The conference where the chat outpaced the speaker

Two minutes into a keynote at a fintech conference last autumn, the speaker noticed something odd. The comment stream on her phone was moving faster than her slides. By minute five, the audience had already begun answering each other's questions. By minute twelve, they were debating a point she hadn't reached yet. She'd set up Feedr for basic audience feedback. Instead, she got a room full of active participants.

The moment the audience became the story

The speaker's name was Beth. She was covering treasury trends in fintech, which sounds dry until you're in a room with 200 fund managers and CFOs who actually care about it. She'd sent out a QR code five minutes before taking the stage. No app downloads. No account sign-ups. Just a link to a browser.

What she didn't expect was the speed. Within seconds of that QR appearing on screen, comments started landing. A few at first, then dozens. Treasury officers asking clarifications. Analysts fact-checking. Someone cracking a joke about their own failed implementation. Real chat. Not the performative "great talk" comments you get in most audience feedback tools. Actual thought.

Halfway through her prepared remarks, Beth made a choice. She stopped reading the script and started reading the room. "You all seem more interested in the April rate decision," she said, gesturing at the upvoted question. "Let's talk about that instead." The keynote became a conversation. The audience had no speaker's podium, no camera pointed at them. But they had a voice. And they used it.

Why the QR code changed everything

This is the piece I think matters most. Beth didn't ask the audience to download anything. She didn't ask them to create accounts or remember logins. The friction that kills engagement before it starts? Gone.

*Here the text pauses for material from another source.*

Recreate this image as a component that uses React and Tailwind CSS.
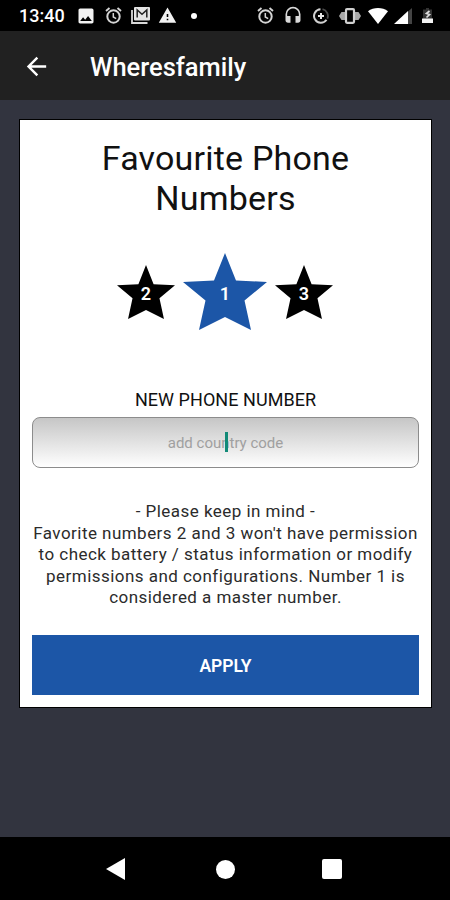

When people can participate in under three seconds, they actually participate. The moment you ask someone to download an app or log into a system, you've already lost 60% of them. They're checking email instead. They're scrolling. They're mentally checked out before the session even starts.

At that conference, the QR code sat on the slide for a beat, and 180 people scanned it. Not 20. Not 50. 180. They were already in the stream before Beth's second point. And once they were in, the comment flow started immediately because there was nothing between them and speaking.

I remember the email Beth sent after the event. She said something simple: "I've been speaking for fifteen years. I've never seen an audience this engaged." Not because she was a better speaker that day. But because the barrier between thinking and saying had vanished.

The moderator became a conductor

Here's what surprised us in those first months after launch. Event hosts expecting to use Feedr as a feedback box discovered they could use it as a moderator's tool instead.

Beth wasn't just watching the comments scroll. She was pinning important questions to the top so the room could see them. She was upvoting comments from the audience that answered other people's questions, essentially handing the microphone back to the attendees. When someone asked something tangential but interesting, she could boost it without disrupting the session flow.

One moderator told us they were able to invite a guest expert into the comment stream, giving them a special link so their responses appeared marked as moderator replies. Real-time curation. The session became layered. The speaker on the stage, the audience in the stream, and now a secondary expert adding depth from the comment thread.

This wasn't a feature we'd explicitly designed for, by the way. But once a handful of hosts started doing it, we built it in properly. Sometimes you build a tool thinking it'll be used one way, and the community shows you three others.

The numbers that stuck with us

Not every conference runs like Beth's. But the ones that do tend to see a pattern. Sessions where the host actually engages with the comments get around 40% to 60% of attendees asking or upvoting something. Sessions where the host ignores the stream? Maybe 8% participate, and then only early on.

That fintech conference's final session report showed 147 comments across 47 minutes. Not spam. Not noise. Substantive exchanges. An average of three upvotes per comment, which tells us the audience was validating each other's questions and answers. The room was having a conversation, not sitting in one.

What struck me hardest was this: the attendees who were most engaged weren't the most senior people in the room. They were the mid-career analysts, the people who'd normally stay quiet in a large conference room. The comment stream gave them a voice that the traditional Q&A would never allow. They could ask without taking the mic. They could respond without waiting for a moderator to call on them. The hierarchy flattened a little.

When real-time becomes real conversation

I think there's something happening in events right now that nobody's quite put their finger on yet. Audiences have been told to sit still and listen for so long that when you give them a real way to think out loud, they don't know what to do with it at first. Then they do it all at once.

Beth's fintech keynote worked because she stopped defending her stage time and started honoring the intelligence in the room. The chat moved faster than her talk not because she was a bad speaker, but because 200 smart people with relevant experience had insights to share. The tool just happened to make sharing friction-free.

That's the version of Feedr that matters most to us. Not as a gimmick. Not as a way to make speakers feel popular. But as a way to turn a hundred or a thousand people listening into a hundred or a thousand people thinking together.

What would happen to your next event if your audience didn't have to choose between staying silent and waiting for a mic to be handed to them?